In 2005, NAWT expanded the programs offered to include an Operation and Maintenance Certification and an Installer Certification with similar expectations for continuing education. In the past two years, NAWT has worked at providing a course and accompanying certification on Design Principles. These certifications have value for the participants to promote the industry and show they are professionals concerned with providing the best services to their customers. If you have an interest in any of these programs for your state or region, contact the NAWT office.

NAWT Board members feel required continuing education is an important aspect of any certification program. The industry is rapidly changing and individuals and firms can fall behind in learning about new technologies and products available if they don’t periodically participate in education programs.

Currently, the continuing education requirement for each of the NAWT programs is eight hours every two years. We often get questions about how this stacks up with other industries. Recently we saw some articles on certification in the agricultural sector. In these articles it was highlighted that the average certification period is every two to three years; so it would appear that NAWT programs are on target with the time period. The average number of continuing education units required was stated as 15 hours. Here the NAWT programs are on the low side of requirements.

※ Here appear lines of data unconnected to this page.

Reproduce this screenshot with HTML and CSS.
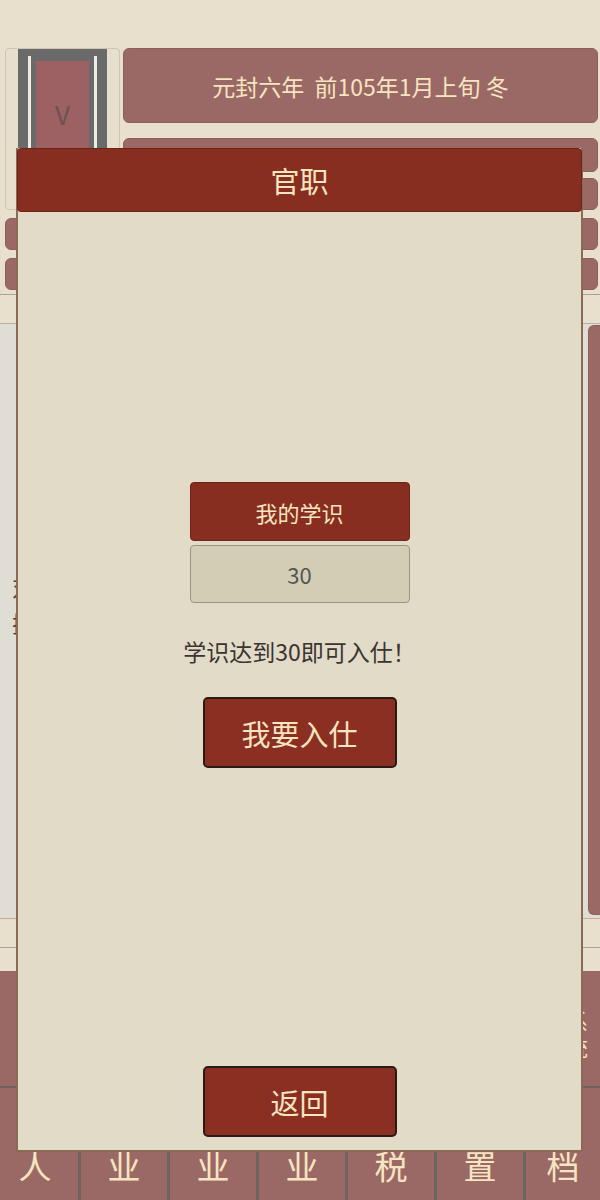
FILE: index.html
```html
<!DOCTYPE html>
<html lang="zh-CN">
<head>
    <meta charset="UTF-8">
    <meta name="viewport" content="width=device-width, initial-scale=1.0">
    <title>官职</title>
    <link rel="stylesheet" href="styles.css">
</head>
<body>
    <div class="app">
        <div class="top">
            <div class="portrait">
                <div class="frame">
                    <div class="rail">
                        <div class="face">V</div>
                    </div>
                </div>
            </div>
            <div class="info">
                <div class="bar date">元封六年&nbsp;&nbsp;前105年1月上旬 冬</div>
                <div class="bar info-a"></div>
                <div class="bar info-b"></div>
            </div>
        </div>
        <div class="bar row"></div>
        <div class="bar row"></div>
        <div class="strip"></div>

        <div class="main">
            <div class="log">
                <p>对酒当歌</p>
                <p>拂衣而去</p>
            </div>
            <div class="side"></div>
        </div>

        <div class="strip strip-a"></div>
        <div class="strip strip-b"></div>

        <div class="actions">
            <span class="vlabel">系统</span>
        </div>

        <nav class="tabs">
            <div class="tab">人</div>
            <div class="tab">业</div>
            <div class="tab">业</div>
            <div class="tab">业</div>
            <div class="tab">税</div>
            <div class="tab">置</div>
            <div class="tab">档</div>
        </nav>
    </div>

    <!-- 官职弹窗 -->
    <div class="modal">
        <header class="modal-title">官职</header>
        <div class="modal-body">
            <div class="stat-label">我的学识</div>
            <div class="stat-value">30</div>
            <p class="hint">学识达到30即可入仕！</p>
            <button class="btn">我要入仕</button>
            <button class="btn back">返回</button>
        </div>
    </div>
</body>
</html>
```

FILE: styles.css
```css
:root {
    --page-bg: #e8e0cd;
    --mauve: #9a6966;
    --mauve-edge: #8e5e5b;
    --cream: #f7e4c0;
    --red: #882e20;
    --red-edge: #6c2318;
    --panel-bg: #e2dbc8;
    --panel-edge: #8c6b55;
    --grey-panel: #dfddd4;
}

* {
    box-sizing: border-box;
}

body {
    margin: 0;
    height: 1200px;
    overflow: hidden;
    background-color: var(--page-bg);
    font-family: "Noto Sans CJK SC", "Noto Sans", sans-serif;
    color: #3b3431;
    position: relative;
}

.app {
    padding-top: 48px;
}

.bar {
    background-color: var(--mauve);
    border: 1px solid var(--mauve-edge);
    border-radius: 6px;
}

/* 顶部：头像 + 日期 */
.top {
    display: flex;
    gap: 3px;
    height: 162px;
    padding-left: 5px;
}

.portrait {
    width: 115px;
    background-color: #e6dfcc;
    border: 1px solid #cdc6b5;
    border-radius: 4px;
    padding: 0 12px;
    overflow: hidden;
}

.frame {
    height: 100%;
    background-color: #6a6a6a;
    padding: 7px 10px 0;
}

.rail {
    height: 100%;
    border-left: 3px solid #ecebe4;
    border-right: 3px solid #ecebe4;
    padding: 5px 5px 0;
}

.face {
    height: 100%;
    background-color: #9e6163;
    color: #6a5454;
    font-size: 26px;
    text-align: center;
    padding-top: 34px;
}

.info {
    flex: 1;
    display: flex;
    flex-direction: column;
    padding-right: 2px;
}

.date {
    height: 75px;
    display: flex;
    align-items: center;
    justify-content: center;
    color: var(--cream);
    font-size: 23px;
    white-space: pre;
}

.info-a {
    height: 34px;
    margin-top: 15px;
}

.info-b {
    height: 32px;
    margin-top: 6px;
}

.row {
    height: 32px;
    margin: 8px 2px 0 5px;
}

.strip {
    margin-top: 4px;
    height: 30px;
    border-top: 1px solid #aaa398;
    border-bottom: 1px solid #b6b1a6;
}

/* 中部日志区 */
.main {
    height: 594px;
    background-color: var(--grey-panel);
    display: flex;
    padding: 1px 0 3px;
}

.log {
    flex: 1;
    padding: 243px 0 0 12px;
    font-size: 22px;
    line-height: 36px;
    color: #444;
}

.log p {
    margin: 0;
}

.side {
    width: 12px;
    background-color: var(--mauve);
    border: 1px solid var(--mauve-edge);
    border-right: none;
    border-radius: 6px 0 0 6px;
}

.strip-a {
    margin-top: 0;
    height: 29px;
    border-top: 1px solid #c7ab95;
    border-bottom: none;
}

.strip-b {
    margin-top: 0;
    height: 24px;
    border-top: 1px solid #aaa398;
    border-bottom: none;
}

.actions {
    height: 117px;
    background-color: var(--mauve);
    border-bottom: 2px solid #6a625c;
    display: flex;
    justify-content: flex-end;
    align-items: center;
    padding-right: 12px;
}

.vlabel {
    width: 22px;
    font-size: 22px;
    line-height: 26px;
    color: var(--cream);
    margin-top: 8px;
}

/* 底部标签栏 */
.tabs {
    display: grid;
    grid-template-columns: 78px repeat(5, 89px) 1fr;
    height: 112px;
    background-color: var(--mauve);
}

.tab {
    padding: 59px 0 0;
    text-align: center;
    font-size: 33px;
    line-height: 36px;
    color: var(--cream);
}

.tab:first-child {
    padding-right: 8px;
}

.tab + .tab {
    border-left: 3px solid #6d6460;
}

/* 弹窗 */
.modal {
    position: absolute;
    left: 16px;
    top: 148px;
    width: 567px;
    height: 1004px;
    background-color: var(--panel-bg);
    border: 2px solid var(--panel-edge);
    border-top: none;
    display: flex;
    flex-direction: column;
}

.modal-title {
    height: 64px;
    margin: 0 -1px;
    background-color: var(--red);
    border: 1px solid var(--red-edge);
    border-radius: 4px;
    color: var(--cream);
    font-size: 29px;
    display: flex;
    align-items: center;
    justify-content: center;
}

.modal-body {
    flex: 1;
    display: flex;
    flex-direction: column;
    align-items: center;
    padding: 270px 0 13px;
}

.stat-label,
.stat-value {
    width: 220px;
    border-radius: 4px;
    display: flex;
    align-items: center;
    justify-content: center;
    font-size: 22px;
}

.stat-label {
    height: 59px;
    background-color: var(--red);
    border: 1px solid var(--red-edge);
    color: var(--cream);
}

.stat-value {
    height: 58px;
    margin-top: 4px;
    background-color: #d4cdb6;
    border: 1px solid #9b957f;
    color: #555;
}

.hint {
    margin: 30px 0 0;
    font-size: 23px;
    line-height: 36px;
    color: #3b3431;
}

.btn {
    width: 194px;
    height: 71px;
    margin-top: 28px;
    background-color: #8a2f21;
    border: 2px solid #2b1b16;
    border-radius: 5px;
    color: var(--cream);
    font-family: inherit;
    font-size: 29px;
    padding: 0;
    cursor: pointer;
}

.btn.back {
    margin-top: auto;
}
```
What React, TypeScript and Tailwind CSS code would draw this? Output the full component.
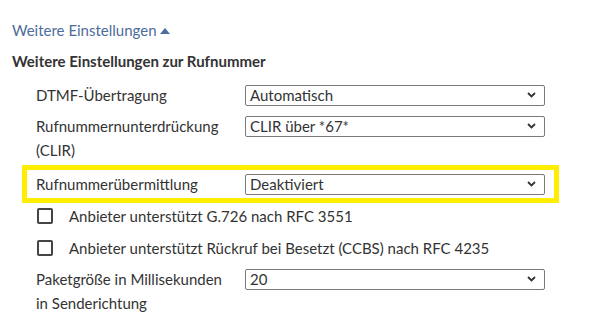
import type React from 'react';

const font = { fontFamily: 'Lato, "Open Sans", sans-serif' };

const Chevron = () => (
  <svg
    className="pointer-events-none absolute right-[9px] top-1/2 -translate-y-1/2"
    width="9"
    height="6"
    viewBox="0 0 9 6"
  >
    <path d="M1 1l3.5 3.5L8 1" fill="none" stroke="#333" strokeWidth="1.8" />
  </svg>
);

const Select = ({ value, className = '' }: { value: string; className?: string }) => (
  <div className={`relative w-[300px] ${className}`}>
    <select
      defaultValue={value}
      className="w-full h-[21px] appearance-none rounded-[2px] border border-[#7a7a7a] bg-white pl-[4px] pr-6 text-[15px] leading-[19px] text-[#333] outline-none"
      style={font}
    >
      <option>{value}</option>
    </select>
    <Chevron />
  </div>
);

const Row = ({ label, value, className = '' }: { label: React.ReactNode; value: string; className?: string }) => (
  <div className={`flex items-start ${className}`}>
    <div className="w-[209px] pr-4 leading-6">{label}</div>
    <Select value={value} className="mt-[1px]" />
  </div>
);

const Check = ({ label }: { label: string }) => (
  <label className="flex items-center h-6 pl-[37px] gap-[16px]">
    <span className="block w-[16px] h-[16px] rounded-[2px] border-2 border-[#444] bg-white" />
    <span>{label}</span>
  </label>
);

export default function App() {
  return (
    <div className="w-[594px] h-[327px] bg-white text-[15px] text-[#333] overflow-hidden pt-[18px]" style={font}>
      <div className="pl-3 leading-6 text-[#4d6c9c] flex items-center">
        Weitere Einstellungen
        <svg width="10" height="7" viewBox="0 0 10 7" className="ml-[3px]">
          <path d="M0 7L5 1l5 6z" fill="#4d6c9c" />
        </svg>
      </div>
      <div className="pl-3 mt-[7px] leading-6 font-bold">Weitere Einstellungen zur Rufnummer</div>

      <Row className="mt-[10px] pl-[36px]" label="DTMF-Übertragung" value="Automatisch" />
      <Row className="mt-[7px] pl-[36px]" label="Rufnummernunterdrückung (CLIR)" value="CLIR über *67*" />

      <div className="mt-[3px] ml-[22px] w-[537px] border-[5px] border-[#ffee00] pl-[9px] py-[2px]">
        <div className="flex items-center">
          <div className="w-[209px] leading-6">Rufnummerübermittlung</div>
          <Select value="Deaktiviert" />
        </div>
      </div>

      <div className="mt-[1px] flex flex-col gap-2">
        <Check label="Anbieter unterstützt G.726 nach RFC 3551" />
        <Check label="Anbieter unterstützt Rückruf bei Besetzt (CCBS) nach RFC 4235" />
      </div>

      <Row className="mt-[7px] pl-[36px]" label="Paketgröße in Millisekunden in Senderichtung" value="20" />
    </div>
  );
}
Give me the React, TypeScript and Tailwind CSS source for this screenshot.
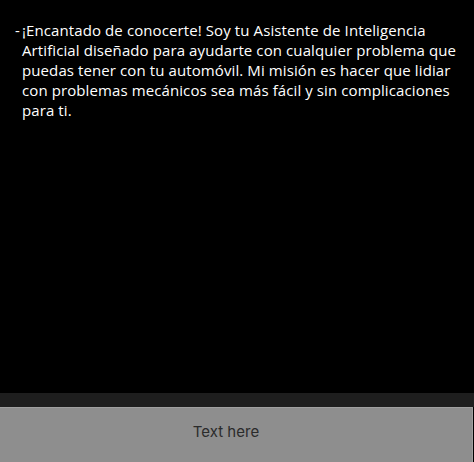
export default function App() {
  return (
    <div className="flex h-[462px] w-[474px] flex-col bg-black">
      <div className="flex-1 pl-[15px] pr-[8px] pt-[20px]">
        <div
          className="flex text-[15px] leading-[20px] tracking-[0.1px] text-white"
          style={{ fontFamily: '"Open Sans", sans-serif' }}
        >
          <span className="w-[7px] shrink-0">-</span>
          <p>
            ¡Encantado de conocerte! Soy tu Asistente de Inteligencia Artificial diseñado para ayudarte con cualquier
            problema que puedas tener con tu automóvil. Mi misión es hacer que lidiar con problemas mecánicos sea más
            fácil y sin complicaciones para ti.
          </p>
        </div>
      </div>
      <div className="h-[14px] bg-[#1e1e1e]" />
      <div className="flex h-[55px] w-[473px] items-center justify-center border-r border-t border-[#a0a0a0] bg-[#8e8e8e] pb-[6px] pr-[20px]">
        <span className="text-[15px] text-[#2b2b2b]" style={{ fontFamily: 'Inter, sans-serif' }}>
          Text here
        </span>
      </div>
    </div>
  )
}
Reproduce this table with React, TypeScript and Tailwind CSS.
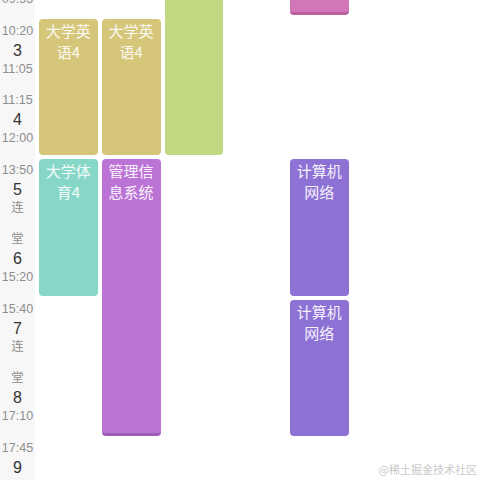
import React from 'react';

type Period = { top: string; num: string; bottom: string };

const periods: Period[] = [
    { top: '08:30', num: '1', bottom: '09:15' },
    { top: '09:10', num: '2', bottom: '09:55' },
    { top: '10:20', num: '3', bottom: '11:05' },
    { top: '11:15', num: '4', bottom: '12:00' },
    { top: '13:50', num: '5', bottom: '连' },
    { top: '堂', num: '6', bottom: '15:20' },
    { top: '15:40', num: '7', bottom: '连' },
    { top: '堂', num: '8', bottom: '17:10' },
    { top: '17:45', num: '9', bottom: '18:30' },
    { top: '18:40', num: '10', bottom: '19:25' },
];

type Course = { name: string; cls: string };

const courses: Course[] = [
    { name: '', cls: 'col-start-3 row-start-1 row-span-4 bg-[#c2d981]' },
    { name: '', cls: 'col-start-5 row-start-1 row-span-2 bg-[#d275b9] border-b-[3px] border-[#b860a0]' },
    { name: '大学英语4', cls: 'col-start-1 row-start-3 row-span-2 bg-[#d5c67a]' },
    { name: '大学英语4', cls: 'col-start-2 row-start-3 row-span-2 bg-[#d5c67a]' },
    { name: '大学体育4', cls: 'col-start-1 row-start-5 row-span-2 bg-[#86d7c8]' },
    { name: '管理信息系统', cls: 'col-start-2 row-start-5 row-span-4 bg-[#bb73d6] border-b-[3px] border-[#9d5bb7]' },
    { name: '计算机网络', cls: 'col-start-5 row-start-5 row-span-2 bg-[#8e71d5]' },
    { name: '计算机网络', cls: 'col-start-5 row-start-7 row-span-2 bg-[#8e71d5]' },
];

export default function App() {
    return (
        <div className="relative h-[480px] w-[480px] overflow-hidden bg-white font-['Liberation_Sans','Noto_Sans_CJK_SC',sans-serif]">
            <div className="flex -mt-[123.75px]">
                {/* Period labels */}
                <div className="w-[35px] shrink-0 bg-[#f7f7f7]">
                    {periods.map(p => (
                        <div key={p.num} className="h-[69.5px] flex flex-col items-center justify-center">
                            <span className="text-[12.5px] leading-[19px] text-[#8e8e8e]">{p.top}</span>
                            <span className="text-[16px] leading-[19px] text-[#333]">{p.num}</span>
                            <span className="text-[12.5px] leading-[19px] text-[#8e8e8e]">{p.bottom}</span>
                        </div>
                    ))}
                </div>

                {/* Course grid */}
                <div className="pl-[2px] grid grid-cols-[repeat(7,62.75px)] grid-rows-[repeat(10,70.25px)] font-['Noto_Sans_CJK_SC',sans-serif]">
                    {courses.map((c, i) => (
                        <div
                            key={i}
                            className={`m-[2px] rounded-[4px] px-[3px] pt-[1px] text-center text-[15px] leading-[21px] text-white/90 ${c.cls}`}
                        >
                            {c.name}
                        </div>
                    ))}
                </div>
            </div>

            <div className="absolute right-[3px] bottom-[3px] text-[11px] text-[#c9c9c9] font-['Noto_Sans_CJK_SC',sans-serif]">
                @稀土掘金技术社区
            </div>
        </div>
    );
}
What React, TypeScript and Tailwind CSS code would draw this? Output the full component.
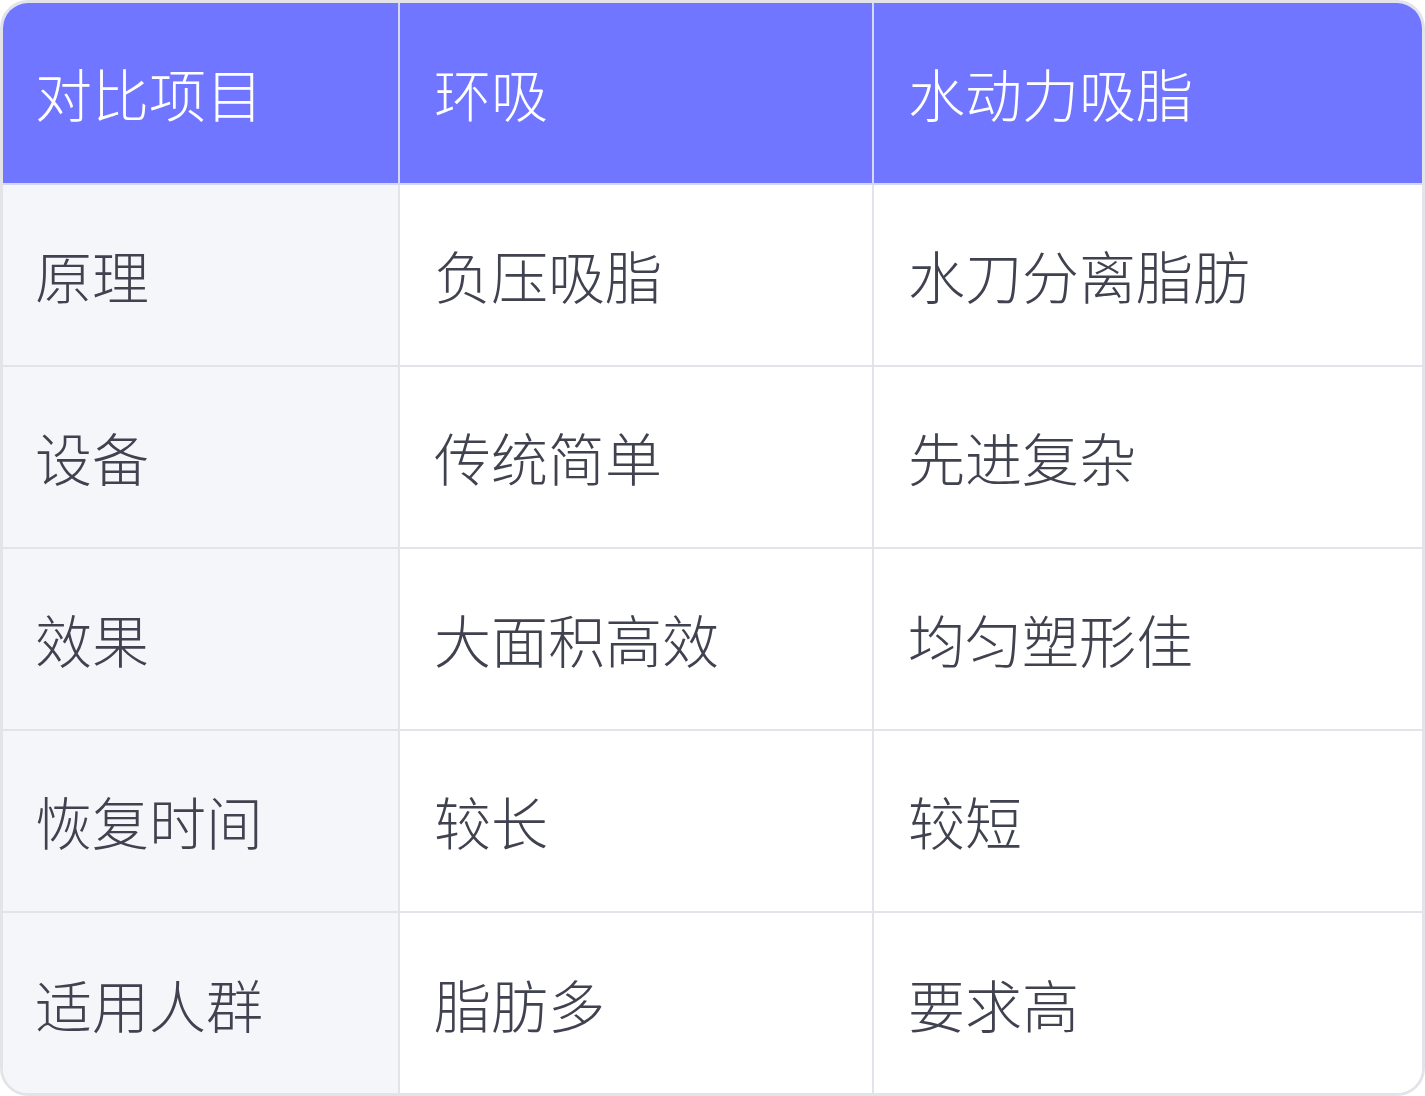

Many of the professionals we see in our programs earn many more than eight hours over the two-year period. They see the value of NAWT and other programs offered to keep current in their businesses. They recognize that growing their skills and knowledge gives them a competitive advantage as well as the best service possible to their customers. They realize that the minimum is not where they need to be. If someone is doing only the minimum they are probably falling behind and will not be one of the top professionals in their area.